The loss of
dystrophin or its associated
proteins results in the development of muscle wasting frequently associated with
cardiomyopathy. Contractile cardiac tissue is injured and replaced by fibrous tissue or fatty infiltrates, leading to a progressive decrease of the contractile force and finally to end-stage
heart failure. At the time symptoms appear, restoration of a functional allele of the causative gene might not be sufficient to prevent
disease progression. Alterations in Ca(2+) transport and intracellular
calcium levels have been implicated in many types of
pathological processes, especially in
heart disease. On the basis of a gene transfer strategy, we analyzed the therapeutic efficacy of primary gene correction in a δ-
sarcoglycan (δ-SG)-deficient animal model versus gene transfer of the Ca(2+) pump hSERCA2a (human sarco-endoplasmic reticulum
calcium ATPase 2a), at a symptomatic stage of
heart disease.
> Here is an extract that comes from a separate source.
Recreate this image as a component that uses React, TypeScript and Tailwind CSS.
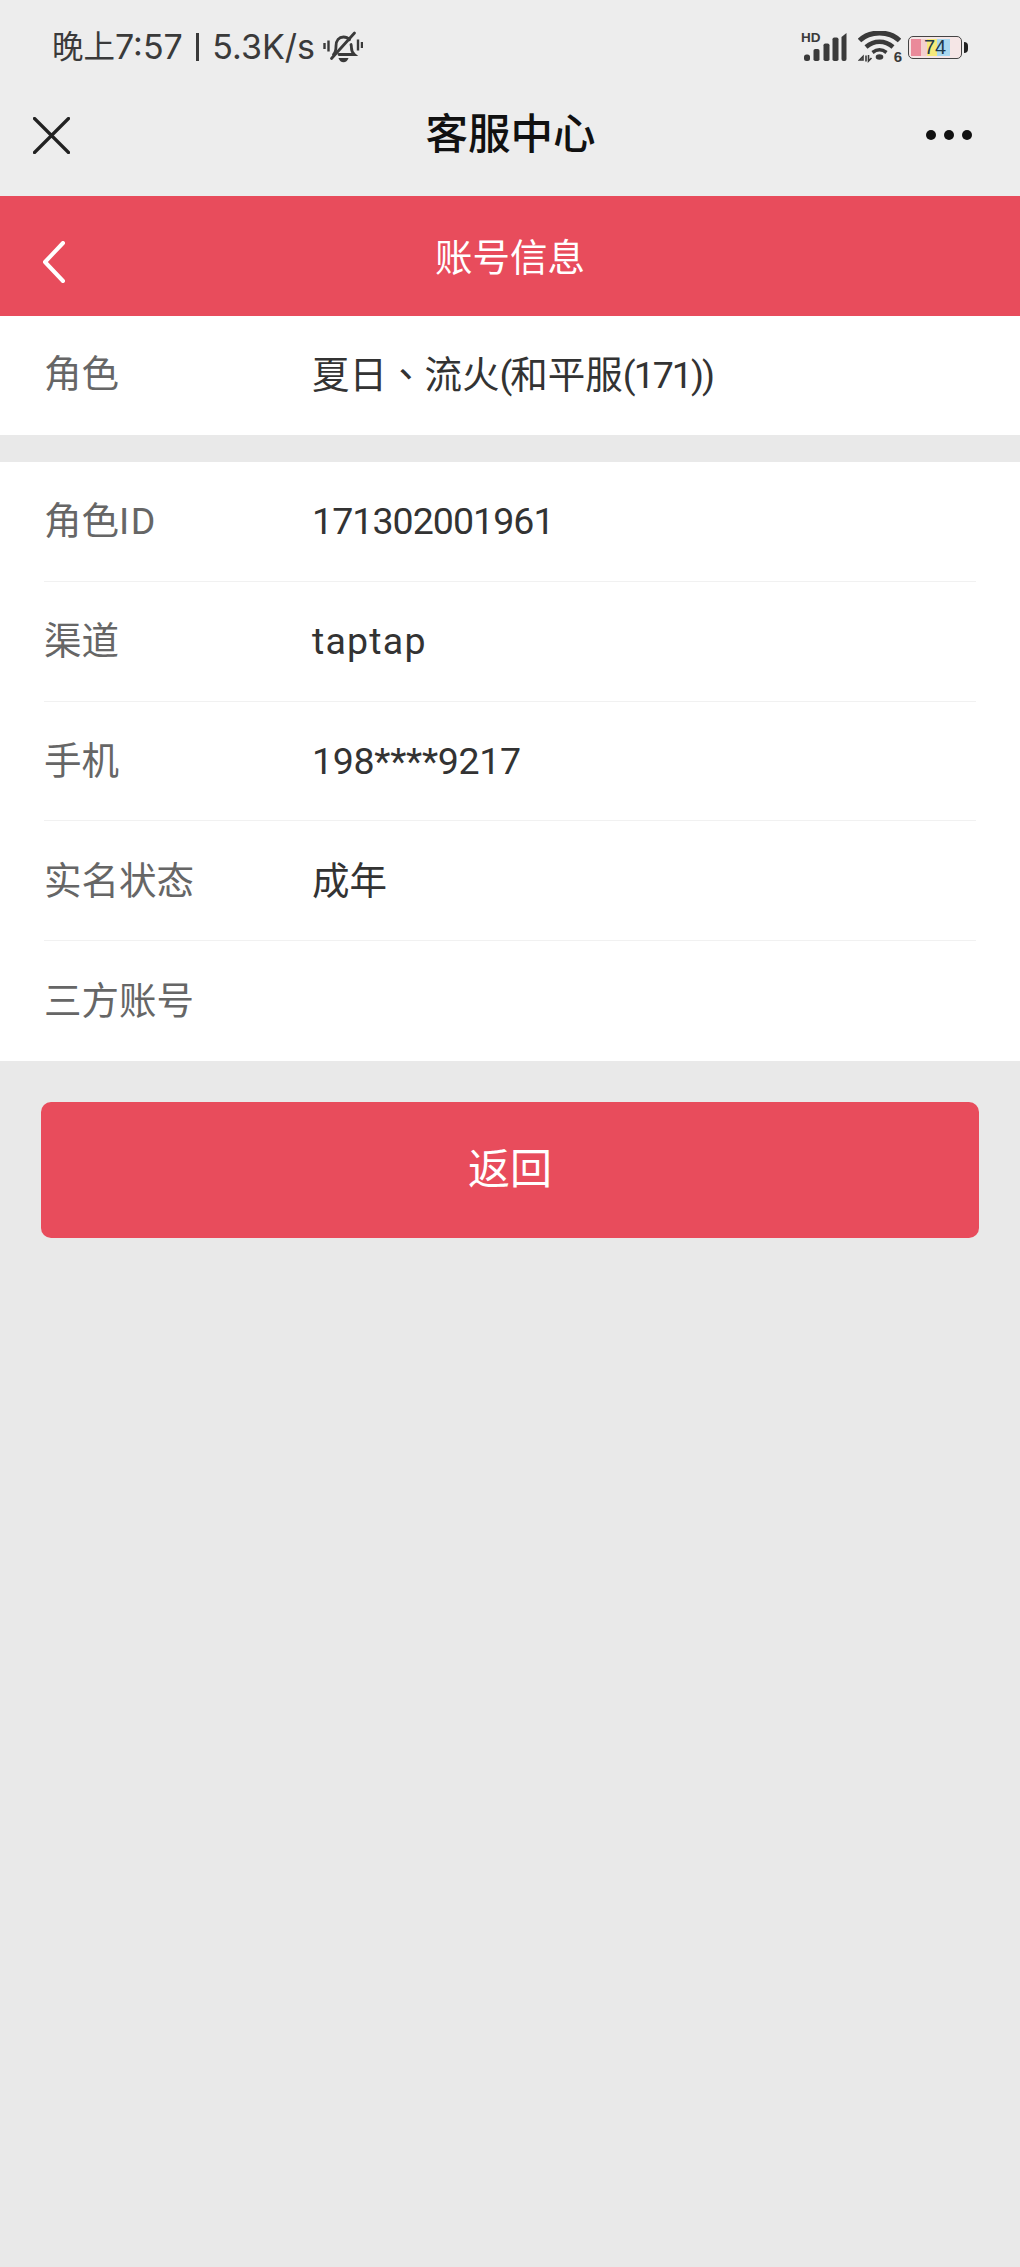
const CJK = "font-['Roboto','Noto_Sans_CJK_SC',sans-serif]";

function BellOff() {
  return (
    <svg width="40" height="32" viewBox="0 0 40 32" fill="none" stroke="#3a3a3a" strokeWidth="2.800" className="ml-[8px]">
      <path d="M10.500 23.500c2-2 2.500-4 2.500-8.500 0-5.500 3-9 7.500-9 2.500 0 4.500 1 6 2.700" strokeLinecap="round" />
      <path d="M28 13.500c.3 1 .4 1.800.4 2.800 0 3.500 1 5.500 3 7.200H16" strokeLinecap="round" />
      <path d="M8.500 27.500 31.500 2" strokeLinecap="round" />
      <path d="M15.500 27h10c-.8 2.800-2.800 4.200-5 4.200s-4.200-1.400-5-4.200z" fill="#3a3a3a" stroke="none" />
      <path d="M5.500 9.500v11M1.500 12v6M35 8.500v11M39 11v6" strokeWidth="2.400" />
    </svg>
  );
}

function Signal() {
  return (
    <div className="relative h-[30px] w-[46px]">
      <span className="absolute left-0 top-0 font-['Liberation_Sans',sans-serif] text-[13.500px] font-bold leading-[12px] text-[#3a3a3a]">HD</span>
      <svg width="46" height="30" viewBox="0 0 46 30" className="block">
        <rect x="3" y="22.500" width="6" height="6.500" rx="2.500" fill="#3a3a3a" />
        <rect x="12.500" y="17" width="6" height="12" rx="1.800" fill="#3a3a3a" />
        <rect x="22.500" y="11.500" width="6" height="17.500" rx="1.800" fill="#3a3a3a" />
        <rect x="31.500" y="5.500" width="6" height="23.500" rx="1.800" fill="#3a3a3a" />
        <path d="M40.500 5 45.500 1v26a2 2 0 0 1-2 2h-1a2 2 0 0 1-2-2z" fill="#3a3a3a" />
      </svg>
    </div>
  );
}

function Wifi() {
  return (
    <div className="relative h-[32px] w-[43px]">
      <svg width="43" height="32" viewBox="0 0 43 32" fill="none" className="block">
        <path d="M1.500 9.500C12-.5 31-.5 41.500 9.500" stroke="#3a3a3a" strokeWidth="5" />
        <path d="M8 16C16 9 27 9 35 16" stroke="#3a3a3a" strokeWidth="4.500" />
        <path d="M14.500 21.500c4.500-3.500 9.500-3.500 14 0" stroke="#3a3a3a" strokeWidth="3.500" />
        <ellipse cx="21.500" cy="26" rx="3.800" ry="2.800" fill="#3a3a3a" />
        <path d="M1.500 29 5 25.500V29zM8 24.500v6M10.500 24v6l3-3" stroke="#3a3a3a" strokeWidth="1.600" />
      </svg>
      <span className="absolute right-[-1px] top-[19px] font-['Liberation_Sans',sans-serif] text-[15px] font-bold leading-[14px] text-[#3a3a3a]">6</span>
    </div>
  );
}

function Battery() {
  return (
    <div className="flex items-center">
      <div className="relative flex h-[23px] w-[54px] overflow-hidden rounded-[5px] border-[1.500px] border-[#444444] bg-[#f5e6e6]">
        <div className="ml-[2px] my-[2px] w-[10px] bg-[#ea8a9a]" />
        <div className="my-[2px] w-[6px] bg-[#f3d0cf]" />
        <div className="my-[2px] w-[10px] bg-[#f5e97a]" />
        <div className="my-[2px] w-[13px] bg-[#a8d8f0]" />
        <span className="absolute inset-0 flex items-center justify-center font-['Liberation_Sans',sans-serif] text-[20px] leading-none text-[#1e3a4a]">74</span>
      </div>
      <div className="ml-[2px] h-[11px] w-[4px] rounded-r-full bg-[#222222]" />
    </div>
  );
}

function Row({ label, labelTail, value, border = true, valueClass = "" }: { label: string; labelTail?: string; value?: string; border?: boolean; valueClass?: string }) {
  return (
    <div className={`mx-[44px] flex h-[119.800px] items-center ${border ? "border-b border-[#f1f1f1]" : ""}`}>
      <div className="w-[268px] shrink-0 text-[#666666]">
        {label}
        {labelTail ? <span className="tracking-[1.500px]">{labelTail}</span> : null}
      </div>
      <div className={`text-[#333333] ${valueClass}`}>{value}</div>
    </div>
  );
}

export default function App() {
  return (
    <div className={`${CJK} flex min-h-[2267px] w-[1020px] flex-col bg-[#e9e9e9] text-[37.500px] leading-[50px]`}>
      <div className="h-[196px] bg-[#ededed]">
        <div className="flex h-[94px] items-center justify-between pl-[52px] pr-[52px]">
          <div className="flex items-center font-['Inter','Noto_Sans_CJK_SC',sans-serif] text-[34px] leading-[40px] text-[#3a3a3a]">
            <span className="text-[31.500px]">晚上</span>
            <span>7:57</span>
            <div className="ml-[13px] mr-[13px] h-[28px] w-[3.500px] bg-[#3a3a3a]" />
            <span>5.3K/s</span>
            <BellOff />
          </div>
          <div className="flex items-center">
            <Signal />
            <div className="ml-[11px]">
              <Wifi />
            </div>
            <div className="ml-[7px]">
              <Battery />
            </div>
          </div>
        </div>
        <div className="grid h-[82px] grid-cols-[1fr_auto_1fr] items-center pl-[33px] pr-[48px]">
          <svg width="37" height="37" viewBox="0 0 37 37" stroke="#222222" strokeWidth="3.200" strokeLinecap="round">
            <path d="M1.500 1.500 35.500 35.500M35.500 1.500 1.500 35.500" />
          </svg>
          <div className="relative left-[8px] text-[42.500px] font-medium leading-[56px] text-[#111111]">客服中心</div>
          <div className="flex justify-end gap-[8px]">
            <div className="h-[10px] w-[10px] rounded-full bg-[#111111]" />
            <div className="h-[10px] w-[10px] rounded-full bg-[#111111]" />
            <div className="h-[10px] w-[10px] rounded-full bg-[#111111]" />
          </div>
        </div>
      </div>

      <div className="relative flex h-[120px] items-center justify-center bg-[#e84c5c] pt-[4px]">
        <svg width="24" height="42" viewBox="0 0 24 42" fill="none" stroke="#ffffff" strokeWidth="4" strokeLinecap="round" strokeLinejoin="round" className="absolute left-[42px] top-[45px]">
          <path d="M21 2 3 21l18 19" />
        </svg>
        <div className="text-white">账号信息</div>
      </div>

      <div className="flex h-[119px] items-center bg-white px-[44px] pb-[3px]">
        <div className="w-[268px] shrink-0 text-[#666666]">角色</div>
        <div className="mb-[2px] text-[#333333]">
          夏日<span className="font-['Noto_Sans_CJK_TC',sans-serif]">、</span>流火<span className="tracking-[-2px]">(</span>和平服<span className="tracking-[-2px]">(171))</span>
        </div>
      </div>

      <div className="mt-[27px] bg-white">
        <Row label="角色" labelTail="ID" value="171302001961" valueClass="tracking-[-0.950px]" />
        <Row label="渠道" value="taptap" valueClass="tracking-[1.200px]" />
        <Row label="手机" value="198****9217" valueClass="tracking-[-0.300px]" />
        <Row label="实名状态" value="成年" />
        <Row label="三方账号" border={false} />
      </div>

      <div className="mx-[41px] mt-[41px] flex h-[136px] items-center justify-center rounded-[10px] bg-[#e84c5c] text-[42px] text-white">
        返回
      </div>
    </div>
  );
}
Our results strongly suggest that restoration of δ-SG at this stage of disease will not lead to improved clinical outcome. However, restoration of proper Ca(2+) handling by means of amplifying SERCA2a expression in the myocardium can lead to functional improvement. Abnormalities in Ca(2+) handling play an important role in
disease progression toward
heart failure, and increased SERCA2a levels appear to significantly improve cardiac contraction and relaxation. Beneficial effects persist at least over a period of 6 months, and the evolution of cardiac functional parameters paralleled those of normal controls. Furthermore, we demonstrate that a plasmid formulation based on amphiphilic block copolymers can provide a safe and efficient platform for myocardial gene
therapies. The use of synthetic formulations for myocardial gene transfer might thus overcome one of the major hurdles linked to viral vectors, that is, repeat administrations.